Beyer is perhaps one of the biggest names in European techno today, having founded his Drumcode label in 1996 and built it into an empire of sorts across more than 100 releases and various parties around the world. In the early years of Drumcode, the label shared significant musical headspace with Conform, and Beyer and Parisio built up a significant friendship from playing at the same parties and sharing a distribution company in Prime.

“In the late ‘90s, beside Berlin and Detroit, there were two other main schools of techno: the Neapolitan one and the Swedish, which Drumcode and Adam Beyer belonged to, as well as Cari Lekebusch, Jespher Dählback, and Joel Mull,” Parisio explains. “He asked me for some tracks, and we both exchanged some music to release on each other’s labels.” Lost & Found is Conform at its most menacing and intense, Beyer delivering four cuts designed to soundtrack the deeper, heads-down moments of DJ sets at the time.

Ben Sims
Carnival Part 1

Sims’s sole contribution to Conform also featured the only remix that the label released until its return in 2020: a remix by Parisio of the title track. “Ben used to run a couple of labels at that time which were also distributed by Prime,” Parisio says. “He had this project called Killa Bite as well, which, again, released really funky and groovy stuff.

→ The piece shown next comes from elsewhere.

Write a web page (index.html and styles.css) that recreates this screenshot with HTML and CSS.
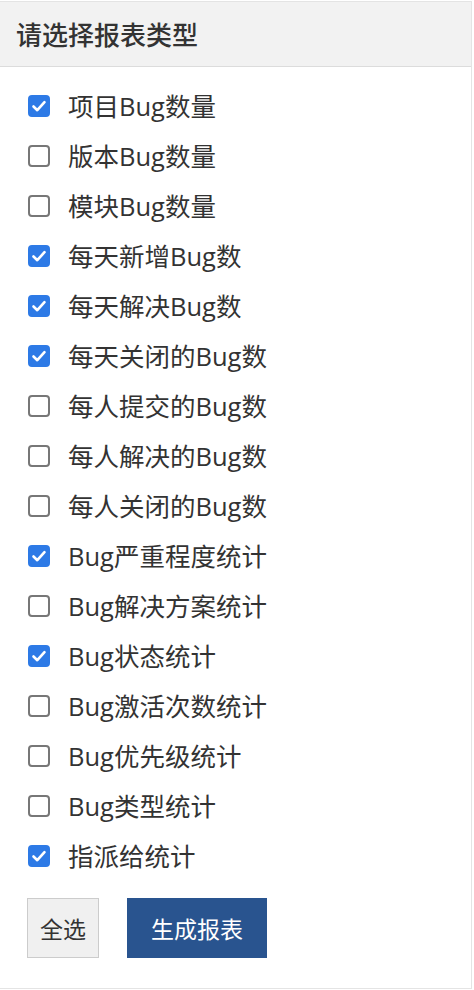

I was always impressed by his DJ skills and the music he was producing. We played lots of each other’s records, so it was natural to exchange music. It was the same thing that happened with Adam where I do something for you, you do something for me. It was a way to start relationships and learn from each other.”

Released in 2001, it was the final record to come out on Conform by a non-Naples artist. Built around a simple, samba-esque drum loop, some distortion, occasional rewind effects, and little else, Sims’s original best captures the simplicity of this style of techno that made dancefloors tick so effectively from the early ‘90s through to the mid-‘00s. Parisio’s remix, meanwhile, dials up the ferocity, with occasional breakdowns giving way to a steamroller-like blast of drums and distortion.